◆ **Instruction**:
Copy the data exactly; pictures stay out of the copy.
— start of Raw data —
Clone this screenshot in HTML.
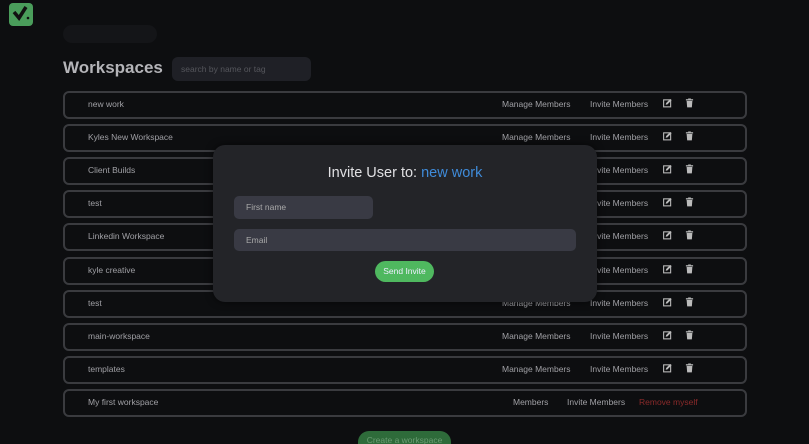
<!DOCTYPE html>
<html><head><meta charset="utf-8"><style>
*{box-sizing:border-box;margin:0;padding:0}
html{width:809px;height:444px;overflow:hidden}
body{width:809px;height:444px;overflow:hidden;background:#0d0e10;font-family:"Liberation Sans",sans-serif;position:relative;color:#a0a0a5}
.abs{position:absolute}
.row{position:absolute;left:63px;width:684px;height:28px;border:2px solid #3a3b3f;border-radius:6px;font-size:8.5px}
.row span{position:absolute;top:6px;white-space:nowrap}
.ic{position:absolute;top:5px;width:9px;height:10px}
</style></head><body>
<svg class="abs" style="left:9px;top:3px" width="24" height="23" viewBox="0 0 24 23"><rect width="24" height="23" rx="4" fill="#4a9d5b"/><path d="M5 9 L10 15 L17 4" stroke="#111" stroke-width="3.5" fill="none"/><circle cx="19" cy="15" r="1.3" fill="#111"/></svg>
<div class="abs" style="left:63px;top:25px;width:94px;height:18px;border-radius:9px;background:#141518"></div>
<div class="abs" style="left:63px;top:58px;font-size:17px;font-weight:bold;color:#b4b4b8">Workspaces</div>
<div class="abs" style="left:172px;top:57px;width:139px;height:24px;border-radius:6px;background:#1f2026;font-size:8.5px;color:#55565c;padding:7px 9px">search by name or tag</div>
<div id="rows"></div>
<div class="abs" style="left:358px;top:431px;width:93px;height:13px;overflow:hidden;border-radius:11px 11px 0 0;background:#2e6b3a;color:#6b9c73;font-size:8.5px;text-align:center;padding-top:4px">Create a workspace</div>
<div class="abs" style="left:213px;top:145px;width:384px;height:157px;border-radius:12px;background:#232428;box-shadow:0 0 8px rgba(0,0,0,.6)">
<div class="abs" style="left:0;width:384px;top:20px;text-align:center;font-size:14.5px;color:#e0e0e3">Invite User to: <span style="color:#3f8bd9">new work</span></div>
<div class="abs" style="left:21px;top:51px;width:139px;height:23px;border-radius:5px;background:#393a44;font-size:8.5px;color:#aaa;padding:6px 12px">First name</div>
<div class="abs" style="left:21px;top:84px;width:342px;height:22px;border-radius:5px;background:#393a44;font-size:8.5px;color:#aaa;padding:6px 12px">Email</div>
<div class="abs" style="left:162px;top:116px;width:59px;height:21px;border-radius:11px;background:#4fb85f;font-size:8.5px;color:#eef;text-align:center;padding-top:5px">Send Invite</div>
</div>
<script>
var n=["new work","Kyles New Workspace","Client Builds","test","Linkedin Workspace","kyle creative","test","main-workspace","templates","My first workspace"];
var h="";
var ed='<svg class="ic" style="left:598px" viewBox="0 0 10 10"><rect x="0.7" y="1.5" width="7.8" height="7.8" fill="none" stroke="#bbb" stroke-width="1.2"/><path d="M3 7 L3.5 5 L8 0.5 L9.5 2 L5 6.5Z" fill="#bbb"/></svg><svg class="ic" style="left:620px" viewBox="0 0 10 10"><rect x="1" y="0.8" width="8" height="1.4" fill="#bbb"/><rect x="3.5" y="0" width="3" height="1" fill="#bbb"/><path d="M1.8 2.8 H8.2 L7.6 9.8 H2.4Z" fill="#bbb"/></svg>';
for(var i=0;i<10;i++){var t=91+i*33.1;
h+='<div class="row" style="top:'+t+'px"><span style="left:23px">'+n[i]+'</span>';
if(i<9)h+='<span style="left:437px">Manage Members</span><span style="left:525px">Invite Members</span>'+ed;
else h+='<span style="left:448px">Members</span><span style="left:502px">Invite Members</span><span style="left:574px;color:#8a2a2a">Remove myself</span>';
h+='</div>';}
document.getElementById("rows").innerHTML=h;
</script>
</body></html>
— end of Raw data —
◆ **Solution below**:
Clone this screenshot in HTML.
<!DOCTYPE html>
<html><head><meta charset="utf-8"><style>
*{box-sizing:border-box;margin:0;padding:0}
html{width:809px;height:444px;overflow:hidden}
body{width:809px;height:444px;overflow:hidden;background:#0d0e10;font-family:"Liberation Sans",sans-serif;position:relative;color:#a0a0a5}
.abs{position:absolute}
.row{position:absolute;left:63px;width:684px;height:28px;border:2px solid #3a3b3f;border-radius:6px;font-size:8.5px}
.row span{position:absolute;top:6px;white-space:nowrap}
.ic{position:absolute;top:5px;width:9px;height:10px}
</style></head><body>
<svg class="abs" style="left:9px;top:3px" width="24" height="23" viewBox="0 0 24 23"><rect width="24" height="23" rx="4" fill="#4a9d5b"/><path d="M5 9 L10 15 L17 4" stroke="#111" stroke-width="3.5" fill="none"/><circle cx="19" cy="15" r="1.3" fill="#111"/></svg>
<div class="abs" style="left:63px;top:25px;width:94px;height:18px;border-radius:9px;background:#141518"></div>
<div class="abs" style="left:63px;top:58px;font-size:17px;font-weight:bold;color:#b4b4b8">Workspaces</div>
<div class="abs" style="left:172px;top:57px;width:139px;height:24px;border-radius:6px;background:#1f2026;font-size:8.5px;color:#55565c;padding:7px 9px">search by name or tag</div>
<div id="rows"></div>
<div class="abs" style="left:358px;top:431px;width:93px;height:13px;overflow:hidden;border-radius:11px 11px 0 0;background:#2e6b3a;color:#6b9c73;font-size:8.5px;text-align:center;padding-top:4px">Create a workspace</div>
<div class="abs" style="left:213px;top:145px;width:384px;height:157px;border-radius:12px;background:#232428;box-shadow:0 0 8px rgba(0,0,0,.6)">
<div class="abs" style="left:0;width:384px;top:20px;text-align:center;font-size:14.5px;color:#e0e0e3">Invite User to: <span style="color:#3f8bd9">new work</span></div>
<div class="abs" style="left:21px;top:51px;width:139px;height:23px;border-radius:5px;background:#393a44;font-size:8.5px;color:#aaa;padding:6px 12px">First name</div>
<div class="abs" style="left:21px;top:84px;width:342px;height:22px;border-radius:5px;background:#393a44;font-size:8.5px;color:#aaa;padding:6px 12px">Email</div>
<div class="abs" style="left:162px;top:116px;width:59px;height:21px;border-radius:11px;background:#4fb85f;font-size:8.5px;color:#eef;text-align:center;padding-top:5px">Send Invite</div>
</div>
<script>
var n=["new work","Kyles New Workspace","Client Builds","test","Linkedin Workspace","kyle creative","test","main-workspace","templates","My first workspace"];
var h="";
var ed='<svg class="ic" style="left:598px" viewBox="0 0 10 10"><rect x="0.7" y="1.5" width="7.8" height="7.8" fill="none" stroke="#bbb" stroke-width="1.2"/><path d="M3 7 L3.5 5 L8 0.5 L9.5 2 L5 6.5Z" fill="#bbb"/></svg><svg class="ic" style="left:620px" viewBox="0 0 10 10"><rect x="1" y="0.8" width="8" height="1.4" fill="#bbb"/><rect x="3.5" y="0" width="3" height="1" fill="#bbb"/><path d="M1.8 2.8 H8.2 L7.6 9.8 H2.4Z" fill="#bbb"/></svg>';
for(var i=0;i<10;i++){var t=91+i*33.1;
h+='<div class="row" style="top:'+t+'px"><span style="left:23px">'+n[i]+'</span>';
if(i<9)h+='<span style="left:437px">Manage Members</span><span style="left:525px">Invite Members</span>'+ed;
else h+='<span style="left:448px">Members</span><span style="left:502px">Invite Members</span><span style="left:574px;color:#8a2a2a">Remove myself</span>';
h+='</div>';}
document.getElementById("rows").innerHTML=h;
</script>
</body></html>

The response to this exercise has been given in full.